#### TASK DIRECTIONS:
Which lines hold the string "React"? Copy every one of them.

==========

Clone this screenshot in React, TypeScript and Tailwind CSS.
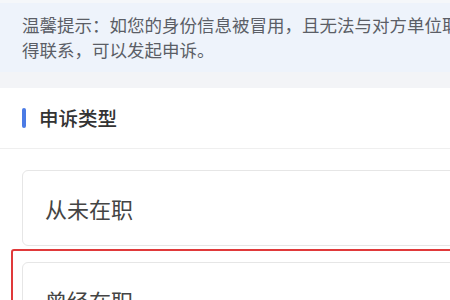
const options = ['从未在职', '曾经在职'];

const OptionCard: React.FC<{ label: string }> = ({ label }) => (
  <div className="w-[460px] h-[76px] flex items-center px-[22px] border border-[#e6e6e6] rounded-md bg-white">
    <span className="text-[22px] text-[#444444] leading-none">{label}</span>
  </div>
);

export default function App() {
  return (
    <div
      className="w-[450px] h-[300px] overflow-hidden bg-white"
      style={{ fontFamily: '"Noto Sans CJK SC", "Noto Sans", sans-serif' }}
    >
      {/* tip banner */}
      <div className="bg-[#eef3fb] px-[22px] pt-[12px] pb-[10px] h-[72px] border-t-[3px] border-[#f5f7fa]">
        <p className="text-[17.5px] leading-[25px] text-[#5b5e66] whitespace-nowrap -mt-[3px]">
          温馨提示：如您的身份信息被冒用，且无法与对方单位取
          <br />
          得联系，可以发起申诉。
        </p>
      </div>
      <div className="h-[16px] bg-[#f3f4f7]" />

      {/* section title */}
      <div className="h-[61px] flex items-center gap-[13px] px-[22px] border-b border-[#efefef]">
        <div className="w-[4px] h-[20px] rounded-full bg-[#4b7be5]" />
        <span className="text-[19.5px] font-medium text-[#333333] leading-none">申诉类型</span>
      </div>

      {/* options */}
      <div className="pt-[21px] pl-[22px]">
        <OptionCard label={options[0]} />
      </div>
      <div className="mt-[3px] ml-[11px] pl-[9px] pt-[11px] border-2 border-[#e0393a] rounded-[3px] w-[460px]">
        <OptionCard label={options[1]} />
      </div>
    </div>
  );
}
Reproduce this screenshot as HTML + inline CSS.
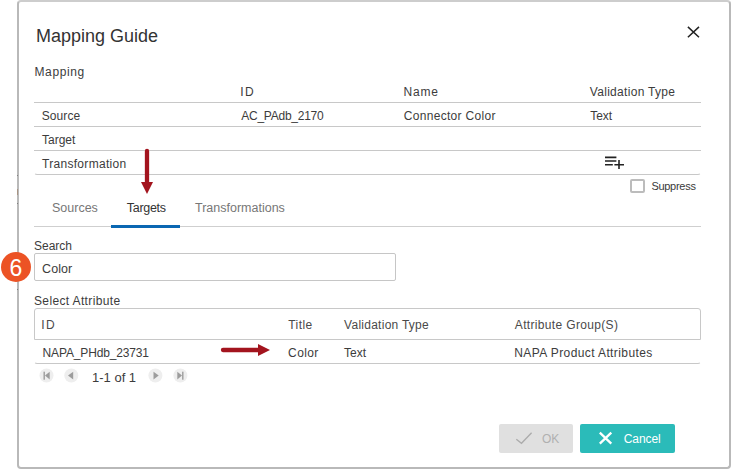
<!DOCTYPE html>
<html><head><meta charset="utf-8">
<style>
html,body{margin:0;padding:0;width:731px;height:469px;overflow:hidden;background:#fff;}
body{position:relative;font-family:"Liberation Sans",sans-serif;color:#3c3c3c;}
.t{position:absolute;white-space:nowrap;line-height:1;}
.f12{font-size:12px;}
.dlg{position:absolute;left:17px;top:0;width:714px;height:469px;box-sizing:border-box;border:2px solid #b9b9b9;border-top-color:#cdcdcd;border-radius:4px;background:#fff;}
.hl{position:absolute;height:1px;background:#c8c8c8;}
svg{position:absolute;overflow:visible;}
</style></head><body>
<div class="dlg"></div>
<div style="position:absolute;left:17px;top:175px;width:1px;height:1px;background:#808080;"></div>
<div style="position:absolute;left:17px;top:203px;width:1px;height:1px;background:#808080;"></div>
<div style="position:absolute;left:17px;top:189px;width:1px;height:6px;background:#a89484;"></div>
<div style="position:absolute;left:17px;top:289px;width:1px;height:1px;background:#808080;"></div>

<!-- title -->
<div class="t" style="left:36px;top:27px;font-size:18px;color:#333;">Mapping Guide</div>
<svg style="left:687px;top:26px" width="13" height="13" viewBox="0 0 13 13"><path d="M0.9 0.9L12 11.3M12 0.9L0.9 11.3" stroke="#222" stroke-width="1.5" fill="none"/></svg>

<div class="t f12" style="left:34.5px;top:66px;letter-spacing:0.62px;">Mapping</div>

<!-- mapping table -->
<div class="t f12" style="left:240.3px;top:86px;letter-spacing:1.3px;">ID</div>
<div class="t f12" style="left:403.5px;top:86px;letter-spacing:0.8px;">Name</div>
<div class="t f12" style="left:589.8px;top:86px;letter-spacing:0.3px;">Validation Type</div>
<div class="hl" style="left:34px;top:102px;width:667px;"></div>
<div class="t f12" style="left:41.7px;top:110px;letter-spacing:0.1px;">Source</div>
<div class="t f12" style="left:241.2px;top:110px;letter-spacing:-0.24px;">AC_PAdb_2170</div>
<div class="t f12" style="left:403.8px;top:110px;letter-spacing:0.3px;">Connector Color</div>
<div class="t f12" style="left:590.2px;top:110px;">Text</div>
<div class="hl" style="left:34px;top:126px;width:667px;"></div>
<div class="t f12" style="left:42px;top:134px;">Target</div>
<div class="hl" style="left:34px;top:150px;width:667px;"></div>
<div class="t f12" style="left:42px;top:158px;letter-spacing:0.3px;">Transformation</div>
<div style="position:absolute;left:34px;top:171px;width:667px;height:4px;box-sizing:border-box;border-bottom:1px solid #c8c8c8;border-radius:0 0 3px 3px;border-left:1px solid transparent;border-right:1px solid transparent;"></div>
<svg style="left:604px;top:155px" width="22" height="16" viewBox="0 0 22 16">
<path d="M1 2.4H12.4M1 6H12.4M1 9.8H8.8M10.4 9.8H20M15 5V14" stroke="#222" stroke-width="1.6" fill="none"/></svg>

<div style="position:absolute;left:630px;top:179px;width:15px;height:14px;box-sizing:border-box;border:2px solid #bcbcbc;border-radius:2px;"></div>
<div class="t" style="left:651.4px;top:181px;font-size:11px;color:#3a3a3a;letter-spacing:-0.28px;">Suppress</div>

<!-- tabs -->
<div class="t" style="left:52px;top:202px;font-size:12.5px;color:#777;">Sources</div>
<div class="t" style="left:126.8px;top:202px;font-size:12.5px;color:#333;letter-spacing:-0.3px;">Targets</div>
<div class="t" style="left:195px;top:202px;font-size:12.5px;color:#777;">Transformations</div>
<div class="hl" style="left:34px;top:226px;width:667px;background:#cfcfcf;"></div>
<div style="position:absolute;left:111px;top:225px;width:69px;height:3px;background:#0a67b2;"></div>

<!-- vertical red arrow -->
<svg style="left:140px;top:148px" width="14" height="47" viewBox="0 0 14 47">
<path d="M7 3V36" stroke="#a3141e" stroke-width="4.3" stroke-linecap="round" fill="none"/>
<path d="M1 34H13L7 46Z" fill="#a3141e"/></svg>

<!-- search -->
<div class="t f12" style="left:34px;top:240px;">Search</div>
<div style="position:absolute;left:34px;top:253px;width:362px;height:28px;box-sizing:border-box;border:1px solid #c6c6c6;border-radius:2px;"></div>
<div class="t" style="left:42px;top:263px;font-size:12.5px;letter-spacing:0.1px;">Color</div>

<!-- step badge -->
<div style="position:absolute;left:0.7px;top:251.6px;width:30.6px;height:30.6px;border-radius:50%;background:#ec5325;"></div>
<div class="t" style="left:7px;top:256.5px;font-size:23px;color:#fff;width:18px;text-align:center;">6</div>

<div class="t f12" style="left:34px;top:295px;letter-spacing:0.36px;">Select Attribute</div>

<!-- attribute table -->
<div style="position:absolute;left:34px;top:308px;width:667px;height:32px;box-sizing:border-box;border:1px solid #c8c8c8;border-radius:3px 3px 0 0;"></div>
<div class="t f12" style="left:41.2px;top:319px;color:#4a4a4a;letter-spacing:1.6px;">ID</div>
<div class="t f12" style="left:288.3px;top:319px;color:#4a4a4a;letter-spacing:0.42px;">Title</div>
<div class="t f12" style="left:344.1px;top:319px;color:#4a4a4a;letter-spacing:0.26px;">Validation Type</div>
<div class="t f12" style="left:514.8px;top:319px;color:#4a4a4a;letter-spacing:0.34px;">Attribute Group(S)</div>
<div class="t f12" style="left:42.6px;top:347px;letter-spacing:-0.15px;">NAPA_PHdb_23731</div>
<div class="t f12" style="left:288.1px;top:347px;letter-spacing:0.37px;">Color</div>
<div class="t f12" style="left:344px;top:347px;">Text</div>
<div class="t f12" style="left:514.3px;top:347px;letter-spacing:0.4px;">NAPA Product Attributes</div>
<div style="position:absolute;left:34px;top:359px;width:667px;height:5px;box-sizing:border-box;border-bottom:1px solid #c8c8c8;border-radius:0 0 3px 3px;border-left:1px solid transparent;border-right:1px solid transparent;"></div>

<!-- horizontal red arrow -->
<svg style="left:219px;top:343px" width="52" height="14" viewBox="0 0 52 14">
<path d="M4 7H41" stroke="#a3141e" stroke-width="4.3" stroke-linecap="round" fill="none"/>
<path d="M39 1V13L51 7Z" fill="#a3141e"/></svg>

<!-- pager -->
<svg style="left:39px;top:368px" width="150" height="15" viewBox="0 0 150 15">
<circle cx="7.5" cy="7.5" r="7" fill="#eeeeee"/>
<rect x="4.5" y="3.7" width="1.4" height="8" fill="#9c9c9c"/><path d="M6 7.6L10.7 3.7V11.6Z" fill="#9c9c9c"/>
<circle cx="32.3" cy="7.5" r="7" fill="#eeeeee"/>
<path d="M29 7.6L34.2 3.7V11.6Z" fill="#9c9c9c"/>
<circle cx="116.4" cy="7.5" r="7" fill="#eeeeee"/>
<path d="M119.7 7.6L114.5 3.7V11.6Z" fill="#9c9c9c"/>
<circle cx="141.4" cy="7.5" r="7" fill="#eeeeee"/>
<rect x="143.1" y="3.7" width="1.4" height="8" fill="#9c9c9c"/><path d="M143 7.6L138.3 3.7V11.6Z" fill="#9c9c9c"/>
</svg>
<div class="t" style="left:92px;top:371px;font-size:13px;">1-1 of 1</div>

<!-- buttons -->
<div style="position:absolute;left:499px;top:424px;width:74px;height:29px;background:#e0e0e0;border-radius:2px;"></div>
<svg style="left:515px;top:432px" width="18" height="13" viewBox="0 0 18 13"><path d="M1.3 7.2L6.5 11.3L16.6 0.8" stroke="#acacac" stroke-width="1.35" fill="none"/></svg>
<div class="t f12" style="left:542px;top:433px;color:#b0b0b0;">OK</div>
<div style="position:absolute;left:580px;top:424px;width:95px;height:29px;background:#2bbbb9;border-radius:2px;"></div>
<svg style="left:598px;top:431px" width="15" height="14" viewBox="0 0 15 14"><path d="M1.8 1.6L13.3 12.7M13.3 1.6L1.8 12.7" stroke="#fff" stroke-width="2.3" fill="none"/></svg>
<div class="t f12" style="left:623.8px;top:433px;color:#fff;letter-spacing:-0.1px;">Cancel</div>
</body></html>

==========

#### ANSWER IN FULL:
Clone this screenshot in React, TypeScript and Tailwind CSS.
const OptionCard: React.FC<{ label: string }> = ({ label }) => (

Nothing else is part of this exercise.